» **TASK TO COMPLETE**
Quote word for word the lines below, beginning with the first and ending with the one that has "import React from". Drop the pictures.

» **PROVIDED MATERIAL**
[start]
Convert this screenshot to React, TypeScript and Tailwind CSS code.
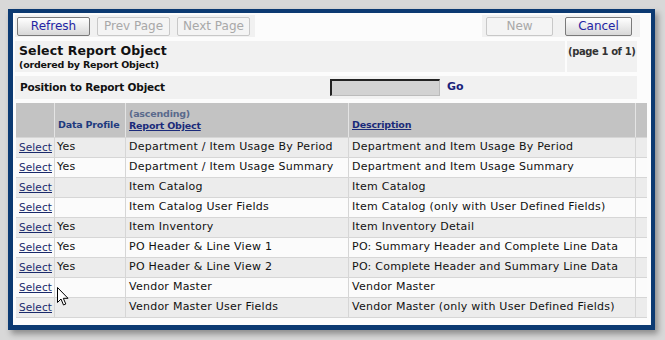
import React from "react";

const rows: [string, string, string][] = [
  ["Yes", "Department / Item Usage By Period", "Department and Item Usage By Period"],
  ["Yes", "Department / Item Usage Summary", "Department and Item Usage Summary"],
  ["", "Item Catalog", "Item Catalog"],
  ["", "Item Catalog User Fields", "Item Catalog (only with User Defined Fields)"],
  ["Yes", "Item Inventory", "Item Inventory Detail"],
  ["Yes", "PO Header & Line View 1", "PO: Summary Header and Complete Line Data"],
  ["Yes", "PO Header & Line View 2", "PO: Complete Header and Summary Line Data"],
  ["", "Vendor Master", "Vendor Master"],
  ["", "Vendor Master User Fields", "Vendor Master (only with User Defined Fields)"],
];

function Btn({ label, disabled, w }: { label: string; disabled?: boolean; w: string }) {
  return (
    <div
      className={
        "h-[19px] flex items-center justify-center rounded-[2px] text-[12px] " +
        w +
        (disabled
          ? " border border-[#c8c8c8] bg-[#f4f4f4] text-[#a8a8a8]"
          : " border border-[#7a7a7a] bg-gradient-to-b from-[#ffffff] to-[#d8d8d8] text-[#2424a4]")
      }
    >
      {label}
    </div>
  );
}

function Cursor() {
  return (
    <svg width="13" height="20" viewBox="0 0 13 20" className="absolute left-[2px] top-[9px]">
      <path d="M0.5 0.5 L0.5 15.5 L4 12 L6.5 18 L8.8 17 L6.3 11.3 L11 11.3 Z" fill="#fff" stroke="#000" strokeWidth="1" />
    </svg>
  );
}

export default function App() {
  return (
    <div className="w-[665px] h-[340px] bg-[#d8d8d8] overflow-hidden pt-[9px] pl-[8px] font-['DejaVu_Sans',sans-serif]">
      <div className="w-[647px] h-[321px] bg-[#0c3a72] pt-[4px] pl-[5px] shadow-[3px_4px_6px_rgba(0,0,0,0.35)]">
        <div className="w-[638px] h-[312px] bg-[#fcfcfc] pt-[2px] pl-[2px]">
          {/* button bar */}
          <div className="flex h-[22px]">
            <div className="w-[240px] bg-[#f1f1f1] flex items-center pl-[2px] gap-[7px]">
              <Btn label="Refresh" w="w-[73px]" />
              <Btn label="Prev Page" disabled w="w-[73px]" />
              <Btn label="Next Page" disabled w="w-[73px]" />
            </div>
            <div className="w-[227px]" />
            <div className="w-[158px] bg-[#f1f1f1] flex items-center pl-[4px] gap-[12px]">
              <Btn label="New" disabled w="w-[67px]" />
              <Btn label="Cancel" w="w-[67px]" />
            </div>
          </div>
          {/* title */}
          <div className="flex mt-[4px] h-[31px] w-[622px] gap-[2px]">
            <div className="flex-1 bg-[#f1f1f1] pl-[4px] pt-[2px]">
              <div className="text-[12.5px] font-bold text-[#111] leading-[16px] tracking-[0.1px]">Select Report Object</div>
              <div className="text-[9.5px] font-bold text-[#111] leading-[12px] tracking-[-0.2px]">(ordered by Report Object)</div>
            </div>
            <div className="w-[70px] bg-[#f1f1f1] pt-[3px] pl-[1px] text-[10px] font-bold text-[#333] tracking-[-0.4px] whitespace-nowrap overflow-visible">
              (page 1 of 1)
            </div>
          </div>
          {/* position row */}
          <div className="flex items-center mt-[4px] h-[23px] w-[622px] bg-[#f1f1f1]">
            <div className="w-[315px] pl-[5px] text-[10.5px] font-bold text-[#111] tracking-[-0.2px]">Position to Report Object</div>
            <div className="w-[110px] h-[17px] border-t-[2px] border-l-[2px] border-[#222] border-r border-b border-r-[#bbb] border-b-[#bbb] bg-[#d2d2d2]" />
            <div className="ml-[7px] text-[11px] font-bold text-[#1a237a]">Go</div>
          </div>
          {/* table */}
          <div className="mt-[4px] ml-[1px] w-[631px]">
            <div className="grid grid-cols-[39px_71px_223px_287px_11px] h-[34px] bg-[#c3c3c3]">
              <div className="border-r border-[#e4e4e4]" />
              <div className="border-r border-[#e4e4e4] flex items-end pb-[5px] pl-[3px] text-[9.5px] font-bold text-[#1e3a7e] tracking-[-0.2px]">
                Data Profile
              </div>
              <div className="border-r border-[#e4e4e4] flex flex-col justify-end pb-[5px] pl-[3px] tracking-[-0.2px]">
                <div className="text-[9.5px] font-bold text-[#5a6a8c] leading-[12px]">(ascending)</div>
                <div className="text-[9.5px] font-bold text-[#1a2a7a] underline leading-[12px]">Report Object</div>
              </div>
              <div className="border-r border-[#e4e4e4] flex items-end pb-[5px] pl-[3px] text-[9.5px] font-bold text-[#1a2a7a] underline tracking-[-0.2px]">
                Description
              </div>
              <div />
            </div>
            {rows.map((r, i) => (
              <div
                key={i}
                className={
                  "grid grid-cols-[39px_71px_223px_287px_11px] h-[20px] border-t border-[#d6d6d6] text-[11px] text-[#111] tracking-[0.25px] " +
                  (i % 2 === 0 ? "bg-[#ececec]" : "bg-[#fbfbfb]")
                }
              >
                <div className="border-r border-[#d6d6d6] flex items-center pl-[3px]">
                  <span className="text-[#1a2a6c] underline text-[10.5px] tracking-[0.1px]">Select</span>
                </div>
                <div className="border-r border-[#d6d6d6] flex items-center pl-[2px] relative">
                  {r[0]}
                  {i === 7 && <Cursor />}
                </div>
                <div className="border-r border-[#d6d6d6] flex items-center pl-[3px] whitespace-nowrap">{r[1]}</div>
                <div className="border-r border-[#d6d6d6] flex items-center pl-[3px] whitespace-nowrap">{r[2]}</div>
                <div />
              </div>
            ))}
            <div className="border-t border-[#d6d6d6]" />
          </div>
        </div>
      </div>
    </div>
  );
}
[end]
» **FULL ANSWER**
Convert this screenshot to React, TypeScript and Tailwind CSS code.
import React from "react";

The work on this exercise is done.